Infelizmente não é isso que acontece. Do ponto de vista da distribuição regional aos oito distritos do interior País (Beja, Bragança, Castelo Branco, Évora, Guarda, Portalegre, Vila Real e Viseu) é afectado somente 8,8% do total nacional do investimento público sendo que mesmo nos restantes distritos os grandes investimentos são orientados sobretudo para o litoral (como é, por exemplo, o caso do Algarve ou de Coimbra).
Aos cinco distritos a Norte do Douro (Braga, Bragança, Porto, Vila Real e Viana do Castelo) é reservado um investimento público que é inferior a 10% do total nacional.
Os três Distritos do Alentejo têm afectado uma percentagem ridícula do investimento público, 2,4%, inferior mesmo ao último orçamento do PSD. Mas mais escandaloso é que enquanto que para Beja, Évora e Portalegre a totalidade do investimento previsto é somente de 22 milhões de contos o Governo disponibiliza 60 milhões de contos para meia dúzia de famílias de grandes agrários, de grandes proprietários fundiários alentejanos.
Onde está, nesta breve viagem que fizemos pelo PIDDAC, a consciência da necessidade de reduzir os desequilíbrios regionais, Senhor Primeiro Ministro? Onde está a consciência social, Senhor Engº António Guterres?
Não menos significativo, Senhores Deputados, é a análise do tipo de projectos financiados em PIDDAC. O que se verifica é que, sobretudo (mas não só) nos Distritos onde o PS tem a ambição de ganhar eleições autárquicas há uma multiplicação como cogumelos de pequenas dotações de 1.000, 2.000 e 5.000 contos espalhados por tudo quanto é concelho ou freguesia e alegadamente dirigidos a Centros de Dia e Lares para Idosos, Escolas e Parques Escolares, Centros de Saúde ou Esquadras da PSP. Dois exemplos: no Distrito de Setúbal, 1/4 dos projectos têm verbas que vão de 1.000 a 5.000 contos e no Alentejo essa percentagem é de 1/3. Não é um programa de investimentos mas um programa de donativos para ano eleitoral. É que por coincidência - mas seguramente só por coincidência - 1997 é ano de eleições autárquicas. E este tipo de dotações é o ideal para permitir que Governadores Civis, Secretários de Estado e Ministros vão esvoaçando de terra em terra a distribuir cheques para conforto das almas e descanso dos votos. Não é verdade, Senhor Primeiro Ministro?

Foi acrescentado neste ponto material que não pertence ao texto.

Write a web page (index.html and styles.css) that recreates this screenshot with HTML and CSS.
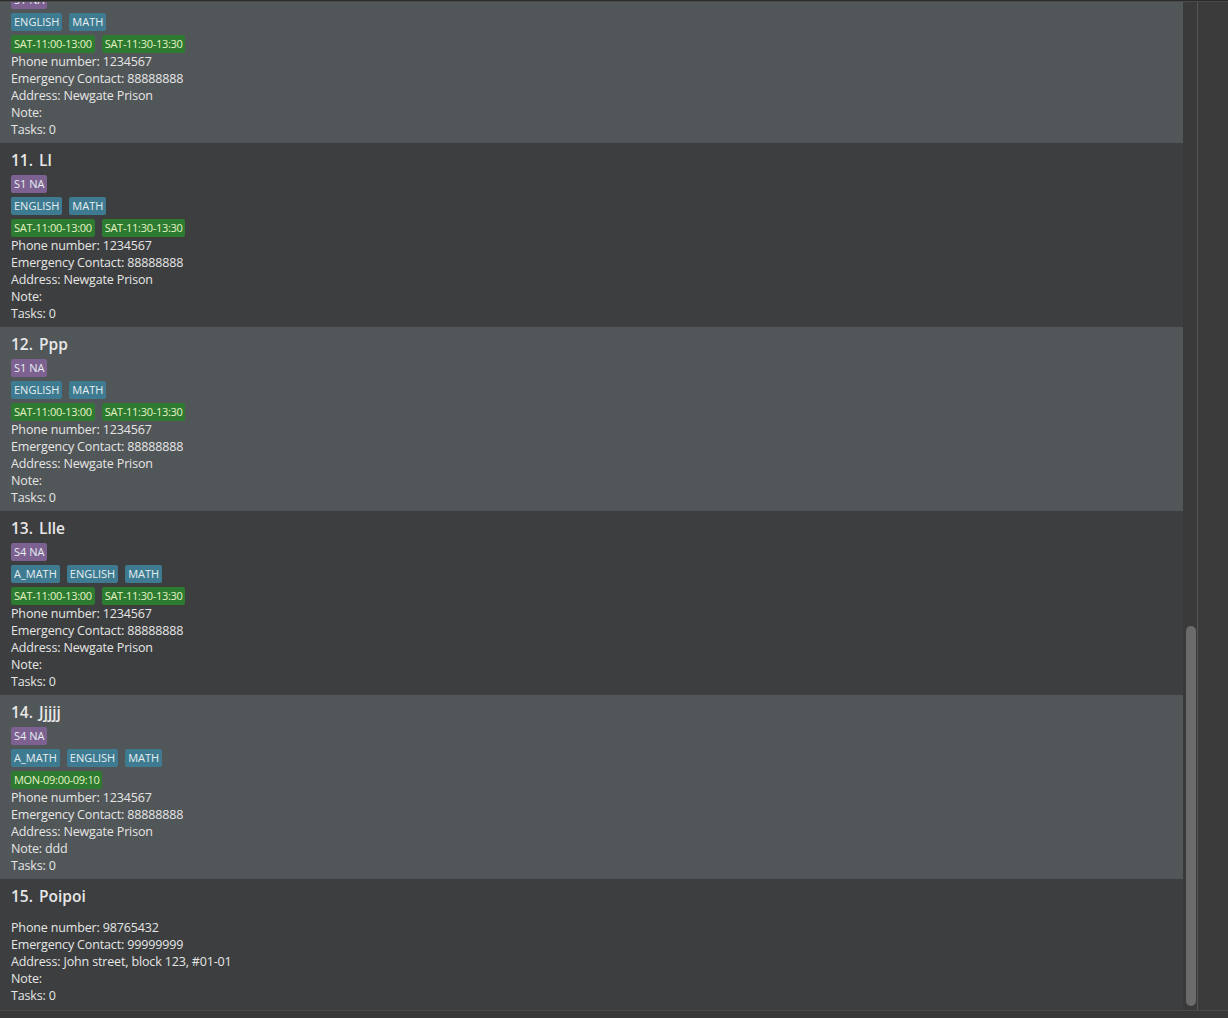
FILE: index.html
```html
<!DOCTYPE html>
<html>
    <head>
        <title>Tutor List</title>
        <link rel="stylesheet" href="styles.css">
    </head>
    <body>
        <div class="window">
            <div class="topEdge"></div>

            <div class="main">
                <!-- person list, scrolled down to the end -->
                <div class="listPane">
                    <div class="list">

                        <div class="card odd">
                            <div class="name">10. Kk</div>
                            <div class="tagRow"><span class="tag level">S1 NA</span></div>
                            <div class="tagRow"><span class="tag subject">ENGLISH</span><span class="tag subject">MATH</span></div>
                            <div class="tagRow"><span class="tag slot">SAT-11:00-13:00</span><span class="tag slot">SAT-11:30-13:30</span></div>
                            <div class="info">Phone number: 1234567</div>
                            <div class="info">Emergency Contact: 88888888</div>
                            <div class="info">Address: Newgate Prison</div>
                            <div class="info">Note: </div>
                            <div class="info">Tasks: 0</div>
                        </div>

                        <div class="card even">
                            <div class="name">11. Ll</div>
                            <div class="tagRow"><span class="tag level">S1 NA</span></div>
                            <div class="tagRow"><span class="tag subject">ENGLISH</span><span class="tag subject">MATH</span></div>
                            <div class="tagRow"><span class="tag slot">SAT-11:00-13:00</span><span class="tag slot">SAT-11:30-13:30</span></div>
                            <div class="info">Phone number: 1234567</div>
                            <div class="info">Emergency Contact: 88888888</div>
                            <div class="info">Address: Newgate Prison</div>
                            <div class="info">Note: </div>
                            <div class="info">Tasks: 0</div>
                        </div>

                        <div class="card odd">
                            <div class="name">12. Ppp</div>
                            <div class="tagRow"><span class="tag level">S1 NA</span></div>
                            <div class="tagRow"><span class="tag subject">ENGLISH</span><span class="tag subject">MATH</span></div>
                            <div class="tagRow"><span class="tag slot">SAT-11:00-13:00</span><span class="tag slot">SAT-11:30-13:30</span></div>
                            <div class="info">Phone number: 1234567</div>
                            <div class="info">Emergency Contact: 88888888</div>
                            <div class="info">Address: Newgate Prison</div>
                            <div class="info">Note: </div>
                            <div class="info">Tasks: 0</div>
                        </div>

                        <div class="card even">
                            <div class="name">13. Llle</div>
                            <div class="tagRow"><span class="tag level">S4 NA</span></div>
                            <div class="tagRow"><span class="tag subject">A_MATH</span><span class="tag subject">ENGLISH</span><span class="tag subject">MATH</span></div>
                            <div class="tagRow"><span class="tag slot">SAT-11:00-13:00</span><span class="tag slot">SAT-11:30-13:30</span></div>
                            <div class="info">Phone number: 1234567</div>
                            <div class="info">Emergency Contact: 88888888</div>
                            <div class="info">Address: Newgate Prison</div>
                            <div class="info">Note: </div>
                            <div class="info">Tasks: 0</div>
                        </div>

                        <div class="card odd">
                            <div class="name">14. Jjjjj</div>
                            <div class="tagRow"><span class="tag level">S4 NA</span></div>
                            <div class="tagRow"><span class="tag subject">A_MATH</span><span class="tag subject">ENGLISH</span><span class="tag subject">MATH</span></div>
                            <div class="tagRow"><span class="tag slot">MON-09:00-09:10</span></div>
                            <div class="info">Phone number: 1234567</div>
                            <div class="info">Emergency Contact: 88888888</div>
                            <div class="info">Address: Newgate Prison</div>
                            <div class="info">Note: ddd</div>
                            <div class="info">Tasks: 0</div>
                        </div>

                        <div class="card even last">
                            <div class="name">15. Poipoi</div>
                            <div class="tagRow"></div>
                            <div class="tagRow"></div>
                            <div class="tagRow"></div>
                            <div class="info">Phone number: 98765432</div>
                            <div class="info">Emergency Contact: 99999999</div>
                            <div class="info">Address: John street, block 123, #01-01</div>
                            <div class="info">Note: </div>
                            <div class="info">Tasks: 0</div>
                        </div>

                    </div>
                </div>

                <!-- scroll bar -->
                <div class="scrollTrack">
                    <div class="thumb"></div>
                </div>
                <div class="side"></div>
            </div>

            <div class="bottomEdge"></div>
        </div>
    </body>
</html>
```

FILE: styles.css
```css
 body{
     margin: 0;
     background-color: #383838;
     font-family: 'Open Sans', 'Noto Sans', sans-serif;
 }

 .window{
     display: flex;
     flex-direction: column;
     height: 1018px;
     overflow: hidden;
 }

 .topEdge{
     height: 1px;
     background-color: #2a2a2a;
     border-bottom: 1px solid #4a4a4a;
 }

 .main{
     display: flex;
     height: 1008px;
 }

 /* List */

 .listPane{
     width: 1183px;
     overflow: hidden;
 }

 .list{
     margin-top: -43px;
 }

 .card{
     padding: 6px 11px 5px;
 }

 .last{
     padding-bottom: 6px;
 }

 .odd{
     background-color: #515658;
 }

 .even{
     background-color: #3c3e3f;
 }

 .name{
     color: #e8e8e8;
     font-size: 15.5px;
     font-weight: 600;
     line-height: 22px;
     word-spacing: 2px;
 }

 .tagRow{
     display: flex;
     gap: 7px;
     padding-top: 4px;
 }

 .tag{
     font-size: 11px;
     line-height: 18px;
     padding: 0 3px;
     border-radius: 2px;
     color: #e6eef2;
 }

 .level{
     background-color: #7d6190;
 }

 .subject{
     background-color: #3e7b91;
 }

 .slot{
     background-color: #2d7a31;
     color: #e4f4c4;
     letter-spacing: -0.3px;
 }

 .info{
     color: #e6e6e6;
     font-size: 12.5px;
     letter-spacing: -0.15px;
     line-height: 17px;
 }

 /* Scroll bar */

 .scrollTrack{
     width: 15px;
     background-color: #3a3a3a;
     border-right: 1px solid #555555;
     display: flex;
     flex-direction: column;
     justify-content: flex-end;
     align-items: center;
     padding-bottom: 4px;
     box-sizing: border-box;
 }

 .thumb{
     width: 10px;
     height: 380px;
     margin-left: 2px;
     background-color: #6b6b6b;
     border-radius: 5px;
 }

 .side{
     flex: 1;
     background-color: #3b3b3b;
 }

 .bottomEdge{
     flex: 1;
     background-color: #383838;
     border-top: 1px solid #4a4a4a;
 }
```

Senhor Presidente, Senhores Deputados, O Orçamento é também um orçamento de desaceleração do apoio a áreas económicas essenciais, sem qualquer correspondência, em inúmeros casos, entre as dotações orçamentais e as piedosas declarações de intenções nas GOP's como aliás a própria Comissão de Economia, com o voto favorável do PS, reconhece no seu relatório.
Cito três áreas:
Na agricultura, onde o Governo defende uma ainda maior restrição no acesso da maioria dos agricultores aos sistemas de apoios existentes e onde a agricultura familiar é de novo secundarizada as GOP's defendem orientações, a que chama de essenciais, para o sector florestal, para a expansão e melhoria do regadio e para a comercialização, entre outras. Mas no Orçamento todos estes sectores vêem fortemente reduzidas as suas dotações. A um Orçamento que desce cerca de 15% em termos reais o Governo responde exigindo um maior esforço financeiro aos agricultores portugueses. O aumento, entre 1996 e 1997, das receitas próprias do Ministério de 19,3% para 37% significa que são os agricultores portugueses que através do pagamento de taxas passam a financiar, em mais de 1/3, o orçamento do Ministério da Agricultura enquanto descem as transferências comunitárias e o esforço do Estado português em cerca de 20 pontos percentuais. É inaceitável.
Nas pescas repete-se a quebra do investimento público, designadamente em programas enunciados nas GOP's como estratégicos, como as ajudas ao funcionamento das organizações de produtores, os apoios à constituição de sociedades mistas ou a transformação e comercialização dos produtos da pesca.
No turismo há também uma quebra geral das dotações orçamentais desde a formação à promoção e ao funcionamento das instituições ligadas ao sector apesar de também aqui as GOP's sublinharem a importância da "natural vocação turística" do País.
Acredito que em 1997, ano das eleições autárquicas, o Governo tenha muitos pequenos cheques para distribuir pelo País.
O que não acredito - e os senhores seguramente também não - é que este orçamento desse novo deus que é a moeda única seja o orçamento do desenvolvimento, do ordenamento do território, da correcção dos desequilíbrios regionais, do estímulo às actividades produtivas do emprego.
Ganhará o "euro" e o ego do Governo. Mas perdem seguramente, Portugal e os portugueses.